DevOps practices are relevant where integration services, reporting pipelines or adjacent finance applications are continuously updated. In those environments, release governance for account mappings, workflows and controls should be treated as a managed capability, not an ad hoc project task. The future-ready organization is not the one with the most detailed chart of accounts. It is the one with the clearest governance for changing it safely.
Executive Conclusion
Finance ERP deployment readiness for global chart of accounts standardization is ultimately a leadership test. The technical configuration is manageable when the enterprise has already resolved operating model choices, governance ownership, local exception policy, integration impacts and adoption strategy. The highest-performing programs do not chase theoretical standardization. They build a controlled, scalable finance structure that supports compliance, comparability and business agility at the same time.
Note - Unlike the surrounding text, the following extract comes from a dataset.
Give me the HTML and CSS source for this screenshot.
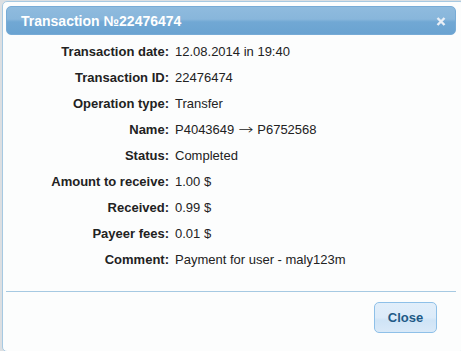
FILE: index.html
```html
<!DOCTYPE html>
<html>
<head>
<meta charset="utf-8">
<link rel="stylesheet" href="styles.css">
</head>
<body>
<div class="dialog">
  <div class="titlebar">
    <span class="title">Transaction №22476474</span>
    <span class="close-x" aria-label="close">
      <svg width="10" height="9" viewBox="0 0 10 9"><path d="M1.5 1 L8.5 8 M8.5 1 L1.5 8" stroke="#e9eff6" stroke-width="2.4" stroke-linecap="butt"/></svg>
    </span>
  </div>
  <div class="content">
    <div class="label">Transaction date:</div><div class="value">12.08.2014 in 19:40</div>
    <div class="label">Transaction ID:</div><div class="value">22476474</div>
    <div class="label">Operation type:</div><div class="value">Transfer</div>
    <div class="label">Name:</div><div class="value">P4043649 <span class="arrow">→</span> P6752568</div>
    <div class="label">Status:</div><div class="value">Completed</div>
    <div class="label">Amount to receive:</div><div class="value">1.00 $</div>
    <div class="label">Received:</div><div class="value">0.99 $</div>
    <div class="label">Payeer fees:</div><div class="value">0.01 $</div>
    <div class="label">Comment:</div><div class="value">Payment for user - maly123m</div>
  </div>
  <div class="buttonpane">
    <button class="btn">Close</button>
  </div>
</div>
</body>
</html>
```
FILE: styles.css
```css
html, body {
  margin: 0;
  padding: 0;
}
body {
  background: #dcdfe2;
  width: 461px;
  height: 351px;
  overflow: hidden;
  font-family: "Liberation Sans", Arial, sans-serif;
}
.dialog {
  margin: 1px 0 0 2px;
  width: 455px;
  height: 345px;
  border: 1px solid #a6c9e2;
  border-radius: 5px;
  background: #fcfdfd;
  padding: 4px 3px 0 3px;
  box-sizing: content-box;
  display: flex;
  flex-direction: column;
  position: relative;
}
.titlebar {
  height: 29px;
  border: 1px solid #77abd6;
  border-radius: 5px;
  background: linear-gradient(to bottom, #8fbbde 0%, #88b6db 45%, #71a8d4 55%, #6aa3d1 100%);
  display: flex;
  align-items: center;
  justify-content: space-between;
  padding: 0 9px 0 14px;
  box-sizing: border-box;
  width: 450px;
}
.title {
  color: #ffffff;
  font-weight: bold;
  font-size: 14px;
}
.close-x {
  display: flex;
  width: 10px;
  height: 9px;
  margin-top: 1px;
}
.content {
  display: grid;
  grid-template-columns: 163px auto;
  grid-auto-rows: 26px;
  align-content: start;
  column-gap: 6px;
  padding-top: 4px;
  font-size: 13px;
  line-height: 26px;
  color: #222222;
  height: 252px;
  box-sizing: border-box;
}
.label {
  text-align: right;
  font-weight: bold;
}
.arrow {
  font-family: "DejaVu Sans", sans-serif;
  font-weight: 200;
  font-size: 14px;
  line-height: 20px;
  display: inline-block;
  transform: scaleX(1.3);
  margin: 0 2px;
}
.buttonpane {
  border-top: 1px solid #a6c9e2;
  width: 450px;
  display: flex;
  justify-content: flex-end;
  padding: 10px 19px 0 0;
  box-sizing: border-box;
  margin-top: 4px;
}
.btn {
  width: 63px;
  height: 31px;
  border: 1px solid #8ec0e8;
  border-radius: 5px;
  background: linear-gradient(to bottom, #e1eefa 0%, #dcebf9 50%, #cfe4f6 60%, #d9e9f8 100%);
  color: #1f5a86;
  font-family: "Liberation Sans", Arial, sans-serif;
  font-weight: bold;
  font-size: 13px;
  padding: 0;
  margin: 0;
}
```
Executives should insist on a readiness-led approach: complete discovery before design, decide the governance model before configuration, validate process impacts before migration and treat change management as part of financial control, not internal communications. For partners and implementation leaders, the opportunity is to deliver this as a repeatable enterprise methodology that combines business process analysis, solution design, project governance, cloud migration strategy where relevant, operational readiness and managed support. That is how global chart of accounts standardization becomes a durable business capability rather than a one-time ERP project artifact.